Prosecuting hate becomes even thornier when the alleged crimes take the form of speech or another form of expression.
Toronto police are investigating two incidents that could fall under this category.
On Feb. 17, a downtown mosque, Masjid Toronto, was briefly swarmed by a small group of people protesting M-103, a parliamentary motion to condemn and combat Islamophobia.
Some protesters held signs with statements such as “Muslims are Terrorists” and “Say no to Islam.”
The mosque filed a report with the police Tuesday.
The next day, another complaint was made, this time against Masjid Toronto by the Jewish Defence League of Canada. The JDL is affiliated with a U.S. organization that the Southern Poverty Law Center characterizes as “a radical organization that preaches a violent form of anti-Arab, Jewish nationalism.”
The JDL’s complaint is based on video taken inside the mosque, which the group alleges showed someone making anti-Jewish statements during prayers.

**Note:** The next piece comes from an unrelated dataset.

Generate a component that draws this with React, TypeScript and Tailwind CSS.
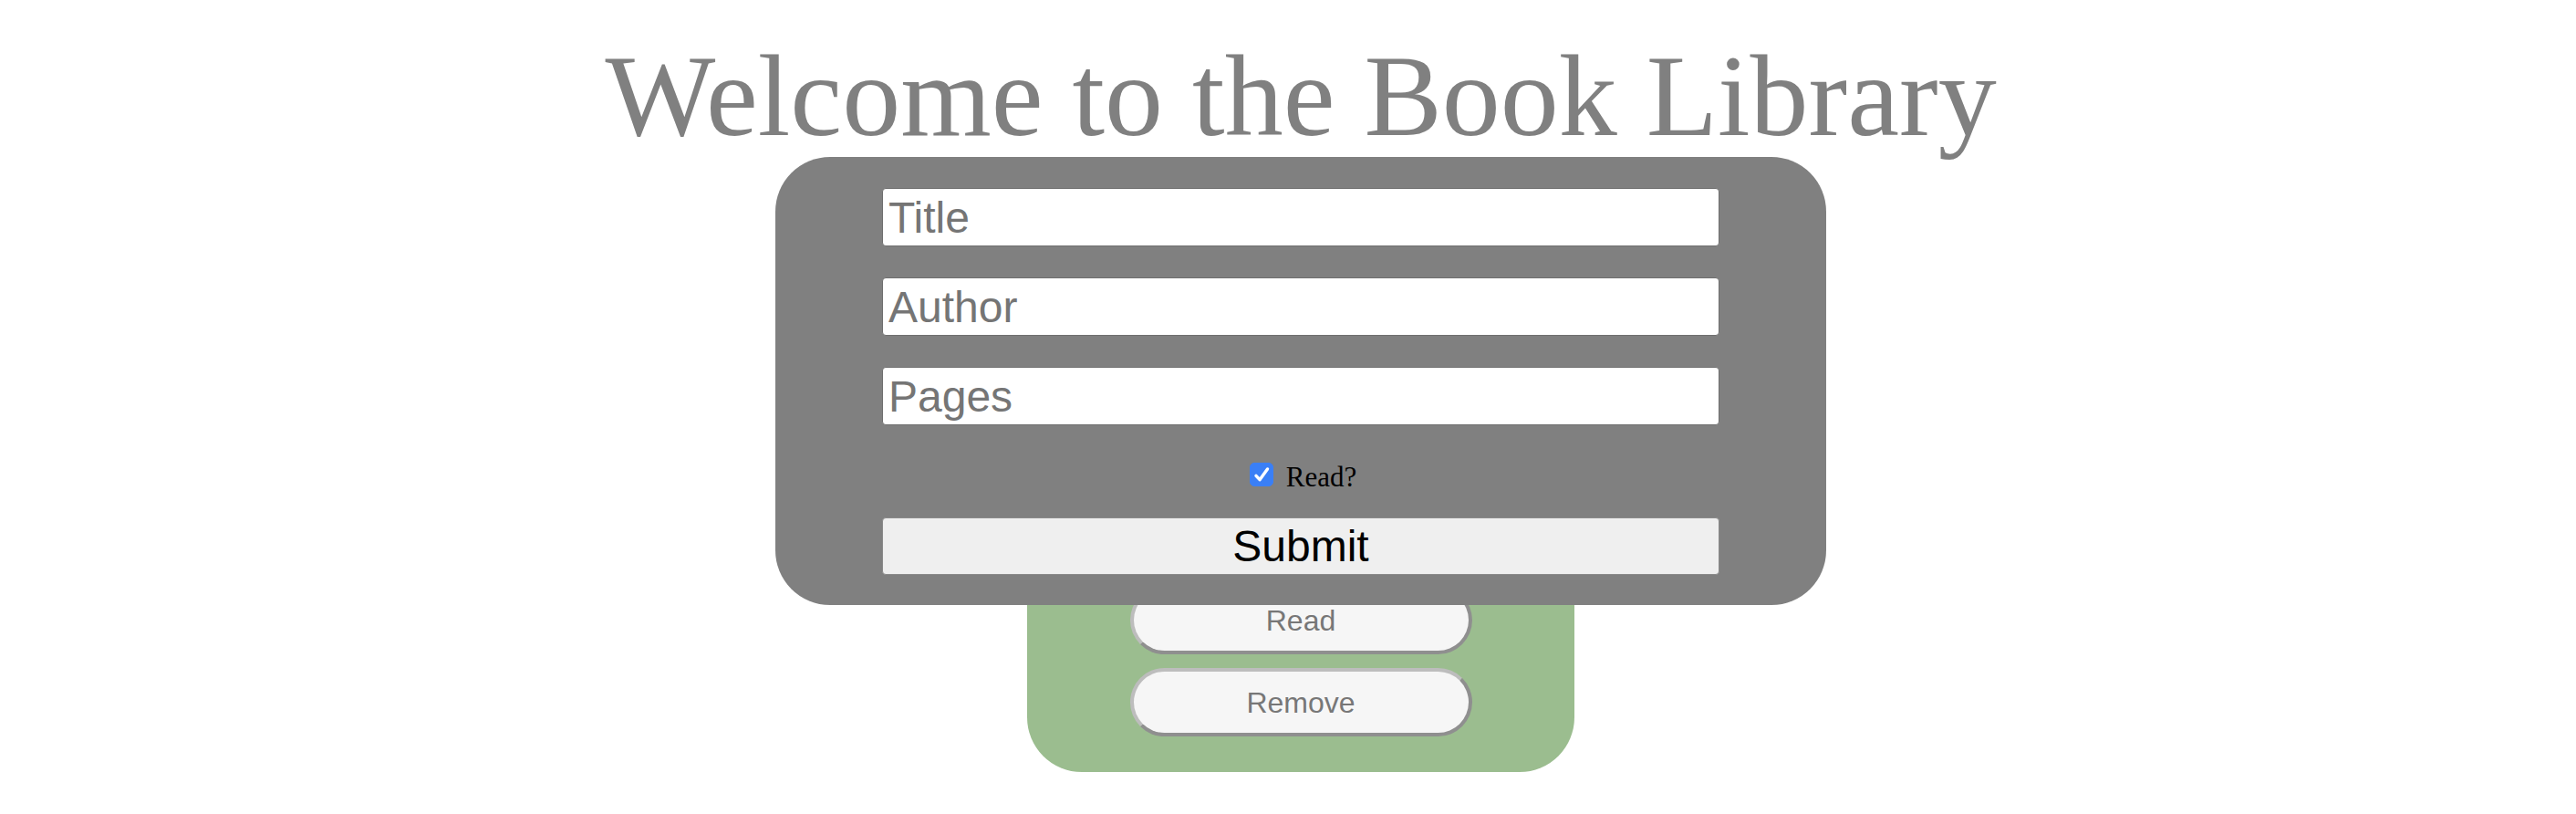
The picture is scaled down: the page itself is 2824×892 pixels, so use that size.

The video was posted to YouTube and has since been removed.
According to a statement provided by the Muslim Association of Canada (MAC), which is affiliated with the mosque, a junior employee made “unauthorized” supplications in Arabic last summer that were “offensive to those of the Jewish faith.” The mosque has now suspended the employee pending an internal investigation and apologized to the Jewish community, stating the language used was “unacceptable and against the values and practices of MAC.”
Under the Criminal Code, there are three sections that deal with hate propaganda, all created in 1970 following a surge of anti-Semitic activity in Canada.
One bans the public incitement of hatred toward an identifiable group.
But incitement isn’t enough to justify a charge; the activity must also be “likely to lead to a breach of the peace,” according to the Criminal Code.
“That’s going to be the crux,” Freiman said. “It’s easy enough to show you’re inciting violence or hatred against an identifiable group.
“The question is: Is that incitement likely to lead to a breach of the peace?”
The bar is even higher for the other two hate propaganda crimes: advocating or promoting genocide, and making public statements that “wilfully promote hatred against any identifiable group.”
For both crimes, police need permission from the Attorney General of Ontario before they can lay charges.
This is an extraordinary provision required for only a handful of crimes, according to Richard Moon, a hate speech expert and law professor with the University of Windsor.
The law recognizes several acceptable defences for the “wilful promotion” offence; for example, if the statements are true, or if they are “relevant to any subject of public interest, the discussion of which was for the public benefit.”
The threshold for charging someone with hate propaganda is extremely high.
Legal experts say it is meant to be.
“It reflects an awareness that free speech is at stake here,” Moon said.
“The drawing of lines between what should be protected speech, and what really is viewed as harmful speech, is a difficult one. There’s always going to be controversy and disagreement.”
The result is very few people have been charged under hate propaganda laws.
Convictions are even rarer.
According to Statistics Canada, there were only 26 court cases between 2010 and 2015 involving hate propaganda offences or mischief relating to religious property.
Of those, only 14 resulted in a guilty verdict.
The National Council of Canadian Muslims would like to see more resources devoted to policing and prosecuting hate crimes.
While Toronto police say they haven’t noticed an increase in hate crime reports, the NCCM, which tracks anti-Muslim incidents across the country, says it has definitely seen a recent surge, according to spokesperson Amira Elghawaby.
In the face of growing hate rhetoric worldwide, and in the wake of the recent mosque attack in Quebec City, the need for effective hate crime policing is more urgent than ever, says Bernie Farber, a hate crime expert and executive director with the Mosaic Institute.
“It’s a unit that really needs expertise,” Farber said.
“My real urging would be the re-establishment of active anti-hate units in police forces across the country.
“This matter is not going to get better; it’s only going to get worse.”